Ainda há crescimento

Ainda que baixo, o crescimento do mercado continua. Estamos extremamente conectados com o resto do mundo, com um ecossistema irrigável e com uma indústria ainda pouco digitalizada – um revés bom para quem quer injetar modelos disruptivos de negócio. Um exemplo: a mexicana Kavak, de compra e venda de carros usados, maior unicórnio da América Latina, avaliada atualmente em US$ 8,7 bilhões, chegou ao Brasil em 2021 com uma abordagem digital e de marketing acelerado, assustando os vendedores de lojas físicas tradicionais. No entanto, terá o mesmo desafio de outras startups: se provar e se sustentar a médio prazo – o nosso médio prazo, de dois anos, não o de décadas, como era na Velha Economia.

Mais dados que indicam mais sinais positivos: depois de quedas nas captações desde janeiro, as startups latino-americanas tiveram um bom resultado em maio, levantando US$ 1,4 bilhão em investimentos, de acordo com a Sling Hug. Os números de maio cresceram 61% sobre abril, além de ter alçado três startups ao posto de unicórnios. O Brasil representou  52% dos investimentos, com 48 startups captando quase  US$ 700 milhões.

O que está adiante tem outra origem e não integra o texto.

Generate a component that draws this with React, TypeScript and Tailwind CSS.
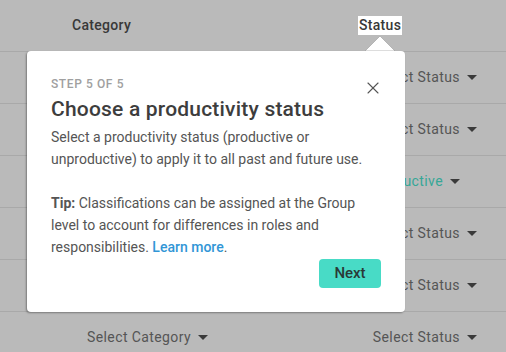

O BC diz que tem na conta a meta inflacionária, não passou nenhuma borracha nela – ou seja, apesar de dar sinais de que não pretende escalar ainda mais os juros para conter a inflação, quer calibrar a mistura para encontrar o prumo da balança em um cenário de incertezas no mundo todo. Existe, por exemplo, uma guerra do outro lado do hemisfério, sem sinal de quando vai acabar, o que mantém elevada a pressão econômica. Enquanto isso, calma. E siga no deserto com cautela. 

P.S.: Sei que alguns tiozões da Velha Economia vão dizer: “Ah, isso é otimismo demais!” Para eles, lembro um comentário do empresário Jorge Paulo Lemann, sócio-fundador do 3G Capital e acionista da AB InBev, sobre o atual momento das startups: “Esse é um tempo maravilhoso para investir. Os preços recuaram e os empreendedores estão prontos para aceitar ofertas um pouco mais baixas. É possível achar coisas boas”. Na Nova Economia sabemos o valor do entendimento dos ciclos e de ter perspectiva.